Me acosté. Me cubrió con una manta, apagó la luz y cerró la puerta sin hacer ruido.
…Diez años atrás.
Yo era ya la médica senior de guardia. Lalo se había quedado tarde, terminando un informe, y vino a despedirse. En paritorio, una madre empujaba, pero la dilatación era lenta, la cabecita del bebé demasiado alta. De repente, bradicardia. El niño se moría. No daba tiempo a quirófano. La solución: fórceps altos.
Administré la anestesia, pero las cuchillas no cerraban. Mi mente en blanco, el pulso en las sienes, las manos heladas. Y entonces, una voz tranquila a mi espalda:
—Pasa. Apártate un momento…
¿Cuándo se había cambiado con esterilidad? Me apartó suavemente, ajustó con sus manos. Listo. Las cuchillas encajaron. Yo continué. Él solo se quedó allí, apoyándome en silencio. Luego dijo:
—Me voy. Otra vez tarde. Hasta mañana.
…Hace tres años.
—¿Ves esta rosa? —dio, ajustándose las gafas—. Estaba mustia, ahora mide un metro. ¡Y ese color! Amarillo suave con bordes anaranjados. ¿Has visto cómo puede florecer la vida?

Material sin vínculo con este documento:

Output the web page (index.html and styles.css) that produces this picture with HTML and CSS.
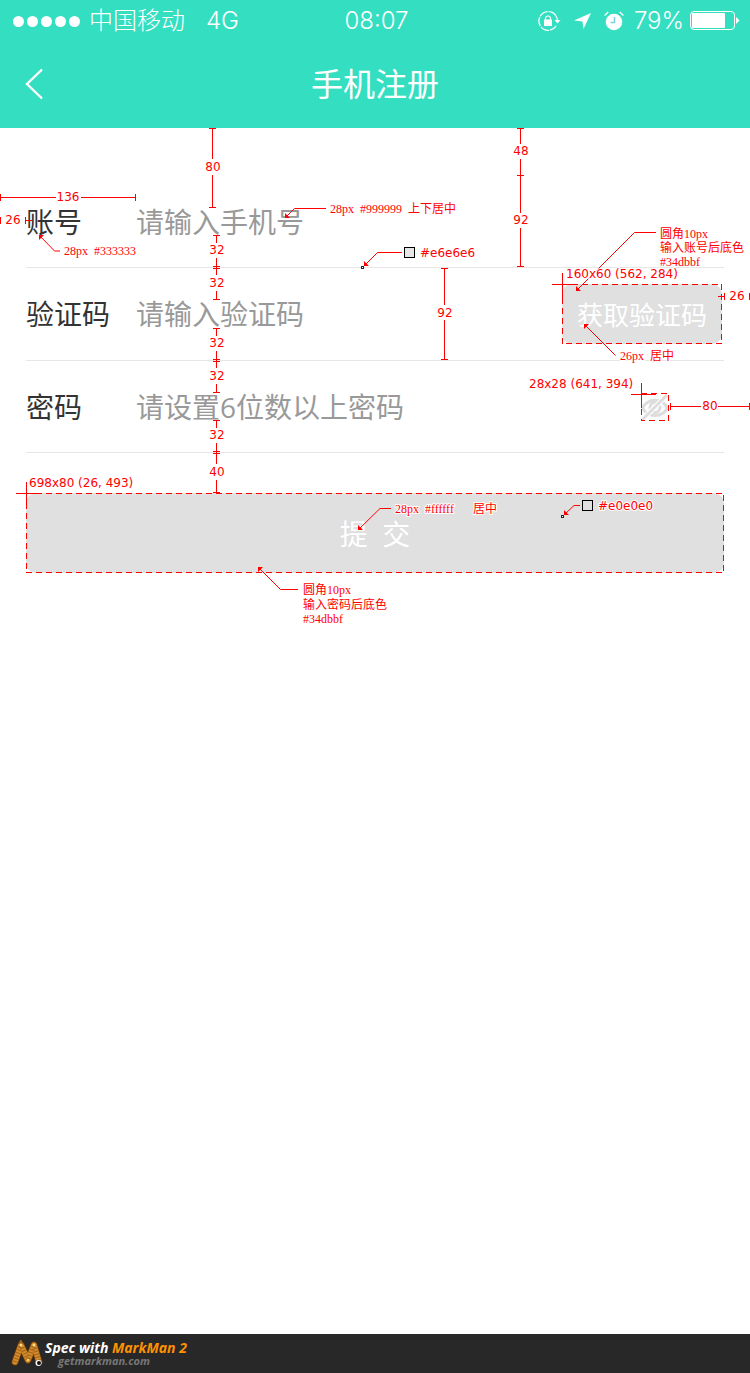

Estábamos en su casa de campo. Su paraíso ahora. Donde los cerezos daban fruto por tercer año. Donde preparaba empanadillas de cereza, con masa fina, hechas con sus propias manos.
—Lástima que te vayas. Los nietos vienen dos meses. Y tú… —me miró, y en sus ojos no había ni dolor ni rencor—. Claro que echo de menos. Pero ahora duermo. ¿Te imaginas? Como una persona normal. Los primeros meses me despertaba asustado, pensando que era una urgencia. Luego no podía dormir porque ya no sabía cómo. Pero ahora… ahora vivo. Respiro. Y quizá, por primera vez, entiendo lo que es ser solo un hombre. No un médico. Solo un abuelo. Con rosas. Con nietos. Con una casa.
Calló, se levantó. Y, al pasar junto al rosal, arrancó una hoja mustia con dos dedos. Un gesto rápido, diestro. La rosa ni se inmutó. Solo el sol acarició sus pétalos. Y entonces quedó claro: sus manos aún recordaban cómo salvar. Solo que ahora salvaban el silencio. El jardín. La vida.